The Kings League Mexico previously known as Kings League Américas (also known as Kings League Openbank for sponsorship reasons) is a seven-a-side football league made up of twelve teams presided by footballers and internet streamers from across Hispanic America. It is based on Spain's Kings League, launched by Gerard Piqué in late 2022.

== Background ==
After the Kings League began play in early 2023, league CEO Oriol Querol stated that they had a goal to bring the format to multiple countries, with talks for a version in Brazil and another one across Hispanic America ongoing at the time. The Hispanic American league was formally announced on 14 July 2023, with a statement saying that it would begin play in 2024 in Mexico City. Two weeks later, during the Kings and Queens Finals event held at the Metropolitano Stadium in Madrid, Mexican footballer Javier Hernández was the first team chairman to be announced.

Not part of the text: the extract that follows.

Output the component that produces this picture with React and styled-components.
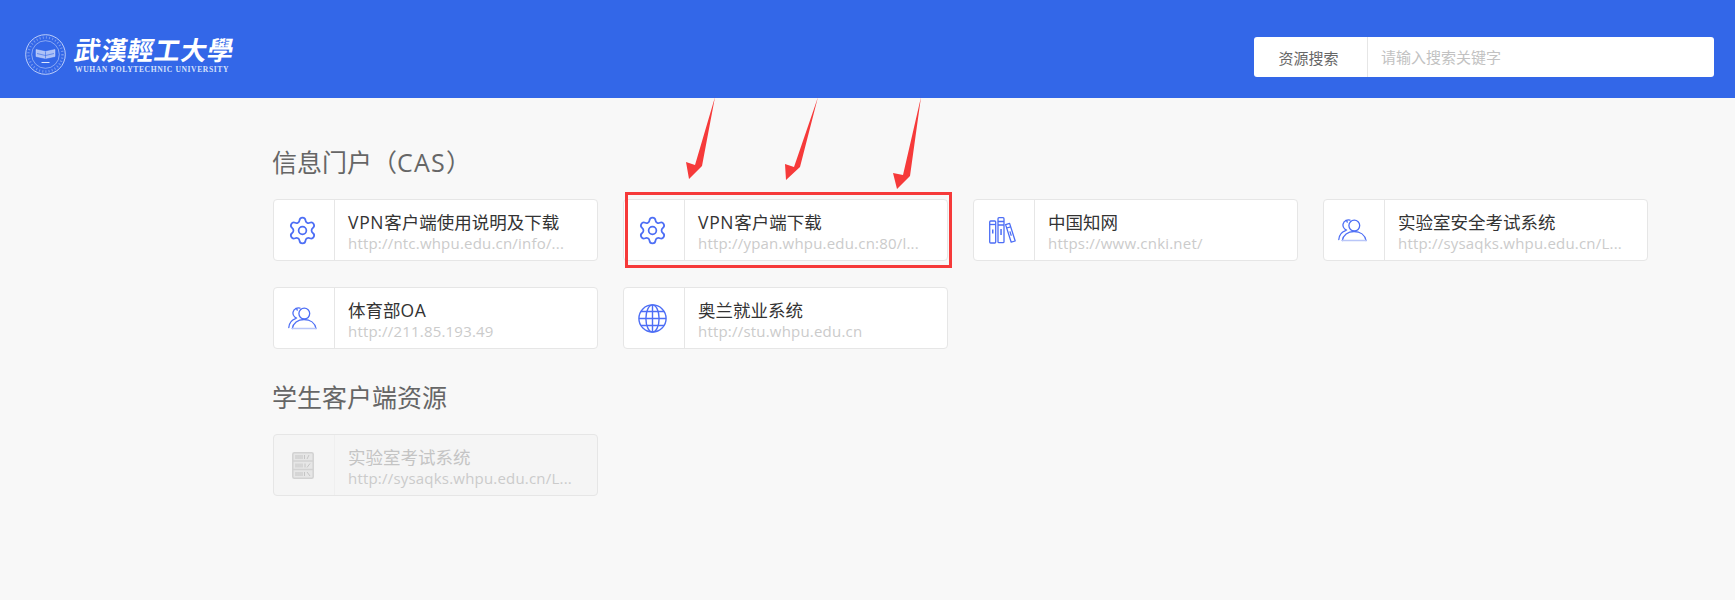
import React from 'react';
import styled, { createGlobalStyle } from 'styled-components';
import { Settings } from 'lucide-react';

const GlobalStyle = createGlobalStyle`
  html, body { margin: 0; padding: 0; background: #f8f8f8; }
  body { font-family: "Open Sans", "Noto Sans CJK SC", sans-serif; }
`;

const Page = styled.div`
  position: relative;
  width: 1735px;
  height: 600px;
  overflow: hidden;
  background: #f8f8f8;
`;

const Header = styled.header`
  height: 98px;
  background: #3367e8;
  display: flex;
  align-items: center;
  justify-content: space-between;
  padding: 0 21px 0 25px;
  box-sizing: border-box;
`;

const Logo = styled.div`
  display: flex;
  align-items: center;
  gap: 9px;
  margin-top: 10px;
`;

const LogoText = styled.div`
  display: flex;
  flex-direction: column;
  color: #fff;
`;

const LogoCn = styled.div`
  font-family: "Noto Sans CJK TC", sans-serif;
  font-weight: 700;
  font-size: 26px;
  line-height: 32px;
  letter-spacing: 0.6px;
  white-space: nowrap;
  transform: skewX(-10deg);
`;

const LogoEn = styled.div`
  font-family: "Liberation Serif", serif;
  font-weight: 700;
  font-size: 7.6px;
  line-height: 10px;
  letter-spacing: 0.6px;
  white-space: nowrap;
  color: #d5e0fb;
`;

const Search = styled.div`
  width: 460px;
  height: 40px;
  margin-top: 16px;
  background: #fff;
  border-radius: 3px;
  display: flex;
  align-items: center;
  font-size: 15px;
`;

const SearchLabel = styled.div`
  width: 109px;
  height: 100%;
  flex: none;
  padding-right: 4px;
  display: flex;
  align-items: center;
  justify-content: center;
  color: #666;
  border-right: 1px solid #e6e6e6;
`;

const SearchInput = styled.input`
  flex: 1;
  border: 0;
  outline: 0;
  padding: 0 13px;
  background: transparent;
  font: inherit;
  &::placeholder { color: #c2c2c2; opacity: 1; }
`;

const Main = styled.main`
  padding: 48px 0 0 273px;
`;

const SectionTitle = styled.h2`
  margin: 0 0 0 -1px;
  font-size: 25px;
  font-weight: 400;
  line-height: 32px;
  color: #666;
`;

const Grid = styled.div`
  display: grid;
  grid-template-columns: repeat(4, 325px);
  column-gap: 25px;
  row-gap: 26px;
  margin: 21px 0 32px;
`;

const Card = styled.div`
  height: 62px;
  box-sizing: border-box;
  display: flex;
  border: 1px solid #e6e6e6;
  border-radius: 4px;
  background: ${p => (p.$disabled ? '#f5f5f5' : '#fff')};
`;

const IconCell = styled.div`
  width: 57px;
  flex: none;
  padding-right: 3px;
  display: flex;
  align-items: center;
  justify-content: center;
  border-right: 1px solid ${p => (p.$disabled ? '#efefef' : '#e6e6e6')};
`;

const CardBody = styled.div`
  flex: 1;
  min-width: 0;
  padding: 10px 0 0 13px;
`;

const CardTitle = styled.div`
  font-size: 17.5px;
  line-height: 24px;
  color: ${p => (p.$disabled ? '#c4c4c4' : '#333')};
  white-space: nowrap;
`;

const CardUrl = styled.div`
  font-size: 15px;
  line-height: 19px;
  letter-spacing: 0.2px;
  color: #cbcbcb;
  white-space: nowrap;
`;

const Latin = styled.span`
  letter-spacing: ${p => p.$spacing}px;
`;

const Annotations = styled.div`
  position: absolute;
  inset: 0;
  pointer-events: none;
`;

const RedBox = styled.div`
  position: absolute;
  left: 625px;
  top: 192px;
  width: 327px;
  height: 76px;
  box-sizing: border-box;
  border: 3px solid #f63a3a;
`;

const ArrowLayer = styled.svg`
  position: absolute;
  left: 0;
  top: 0;
`;

const BLUE = '#4d6ef5';

const Seal = () => (
  <svg width="41" height="41" viewBox="0 0 41 41" fill="none" stroke="#dfe7fc">
    <circle cx="20.5" cy="20.5" r="19.8" strokeWidth="0.8" />
    <circle cx="20.5" cy="20.5" r="13.8" strokeWidth="0.5" />
    <circle cx="20.5" cy="20.5" r="17" strokeWidth="2.4" strokeDasharray="1 2.2" opacity="0.4" />
    <path d="M11 15.500l9.500 2 9.500-2v7l-9.500 2-9.500-2z" fill="#dfe7fc" fillOpacity="0.7" strokeWidth="0.4" />
    <path d="M12 19.500l8.500 2 8.500-2M20.500 17.500v7" stroke="#3367e8" strokeWidth="0.6" />
    <path d="M16.500 28.500h8" strokeWidth="1" />
  </svg>
);

const GearIcon = () => <Settings size={31} strokeWidth={1.35} color={BLUE} />;

const UsersIcon = () => (
  <svg width="29" height="23" viewBox="0 0 29 23" fill="none" stroke={BLUE} strokeWidth="1.3" strokeLinecap="round">
    <circle cx="16.3" cy="6.6" r="5.4" />
    <path d="M9.3 3.2A5.2 5.2 0 0 0 8.2 1.3 5.2 5.2 0 0 1 12 1.2M8.2 1.3a5.2 5.2 0 0 0-1.6 8.6c.5.5 1.2.9 2 1.2" />
    <path d="M4.3 21.500c.8-5.600 5.500-9 11.700-9s11 3.400 12 9" />
    <path d="M4.3 21.500H28" stroke="#b9c6f8" />
    <path d="M.8 20.500c.4-4.300 3-7.600 6.700-8.900" />
  </svg>
);

const BooksIcon = () => (
  <svg width="27" height="27" viewBox="0 0 27 27" fill="none" stroke={BLUE} strokeWidth="1.3" strokeLinejoin="round">
    <rect x="0.7" y="4" width="6" height="22" rx="1" />
    <path d="M.7 7.500h6" />
    <rect x="3" y="12.500" width="1.500" height="4" fill={BLUE} stroke="none" />
    <rect x="9" y="0.7" width="6" height="25" rx="1" />
    <path d="M9 4.500h6M9 8h6" />
    <rect x="11.3" y="12" width="1.500" height="6" fill={BLUE} stroke="none" />
    <path d="M16.600 7.600l4-1.200 5.600 17.600-4 1.200z" />
    <path d="M17.600 11l4-1.200" />
    <path d="M20.300 14.600l1.200-.4 1.400 4.400-1.200.4z" fill={BLUE} stroke="none" />
  </svg>
);

const GlobeIcon = () => (
  <svg width="29" height="29" viewBox="0 0 29 29" fill="none" stroke={BLUE} strokeWidth="1.4">
    <circle cx="14.500" cy="14.500" r="13.600" />
    <ellipse cx="14.500" cy="14.500" rx="6.600" ry="13.600" />
    <path d="M14.500 1v27M1 14.500h27M3 7.500h23M3 21.500h23" />
  </svg>
);

const ShelfIcon = () => (
  <svg width="22" height="27" viewBox="0 0 22 27" fill="none" stroke="#d2d2d2">
    <rect x="0.8" y="0.8" width="20.400" height="25.400" rx="1.500" strokeWidth="1.500" fill="#e6e6e6" />
    <path d="M1 9h20M1 17.500h20" strokeWidth="1.500" />
    <path d="M4 7V3M6 7V3M8 7V3M10 7V3M12.500 7V3M15 7l2-4M4 15.500v-4M6 15.500v-4M8 15.500v-4M10 15.500v-4M13 15.500v-4M15 15.500l3-4M4 24v-4M6 24v-4M8 24v-4M10 24v-4M12.500 24v-4M15 20l3 4" stroke="#bdbdbd" strokeWidth="0.8" />
  </svg>
);

const sections = [
  {
    title: '信息门户（CAS）',
    items: [
      { icon: <GearIcon />, title: 'VPN客户端使用说明及下载', url: 'http://ntc.whpu.edu.cn/info/...' },
      { icon: <GearIcon />, title: 'VPN客户端下载', url: 'http://ypan.whpu.edu.cn:80/l...' },
      { icon: <BooksIcon />, title: '中国知网', url: 'https://www.cnki.net/' },
      { icon: <UsersIcon />, title: '实验室安全考试系统', url: 'http://sysaqks.whpu.edu.cn/L...' },
      { icon: <UsersIcon />, title: '体育部OA', url: 'http://211.85.193.49' },
      { icon: <GlobeIcon />, title: '奥兰就业系统', url: 'http://stu.whpu.edu.cn' },
    ],
  },
  {
    title: '学生客户端资源',
    items: [
      { icon: <ShelfIcon />, title: '实验室考试系统', url: 'http://sysaqks.whpu.edu.cn/L...', disabled: true },
    ],
  },
];

const arrows = [
  '715,97 702,166 689,179 686,162 695,165',
  '818,97 800,167 786,180 785,164 794,167',
  '921,97 910,176 897,189 893,173 903,175',
];

// the latin runs sit a little wider than the installed font sets them
const spaced = (text, spacing) =>
  text.split(/([A-Z]+)/).map((part, i) =>
    i % 2 ? <Latin key={i} $spacing={spacing}>{part}</Latin> : part
  );

const App = () => (
  <Page>
    <GlobalStyle />
    <Header>
      <Logo>
        <Seal />
        <LogoText>
          <LogoCn>武漢輕工大學</LogoCn>
          <LogoEn>WUHAN POLYTECHNIC UNIVERSITY</LogoEn>
        </LogoText>
      </Logo>
      <Search>
        <SearchLabel>资源搜索</SearchLabel>
        <SearchInput placeholder="请输入搜索关键字" />
      </Search>
    </Header>
    <Main>
      {sections.map(section => (
        <section key={section.title}>
          <SectionTitle>{spaced(section.title, 1.2)}</SectionTitle>
          <Grid>
            {section.items.map(item => (
              <Card key={item.title} $disabled={item.disabled}>
                <IconCell $disabled={item.disabled}>{item.icon}</IconCell>
                <CardBody>
                  <CardTitle $disabled={item.disabled}>{spaced(item.title, 0.7)}</CardTitle>
                  <CardUrl>{item.url}</CardUrl>
                </CardBody>
              </Card>
            ))}
          </Grid>
        </section>
      ))}
    </Main>
    <Annotations>
      <RedBox />
      <ArrowLayer width="1735" height="600">
        {arrows.map(points => (
          <polygon key={points} points={points} fill="#f63a3a" />
        ))}
      </ArrowLayer>
    </Annotations>
  </Page>
);

export default App;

A launch event for the league was held on 24 October 2023, with the reveal of all the competing teams and chairpersons, where it was also announced that former Mexico national team player Miguel Layún would be serving as chairman of the league, with Marc Crosas appointed as the league's sporting director.

The league includes a team styled after the eponymous football club from the Mexican comedy-drama Netflix series Club de Cuervos. Luis Gerardo Méndez and Mariana Treviño reprised their roles from the show as Chava and Isabel Iglesias respectively for a club announcement trailer featuring Piqué that was aired during the league's launch.

== Team organisation ==
The initial teams and their chairpersons were announced during the league's launch event on 24 October 2023. The only change so far is Kunisports (renamed to KRÜ FC) and Aniquiladores FC entering from Kings League Spain, replacing Muchachos FC and Real Titán after the 2024-25 season.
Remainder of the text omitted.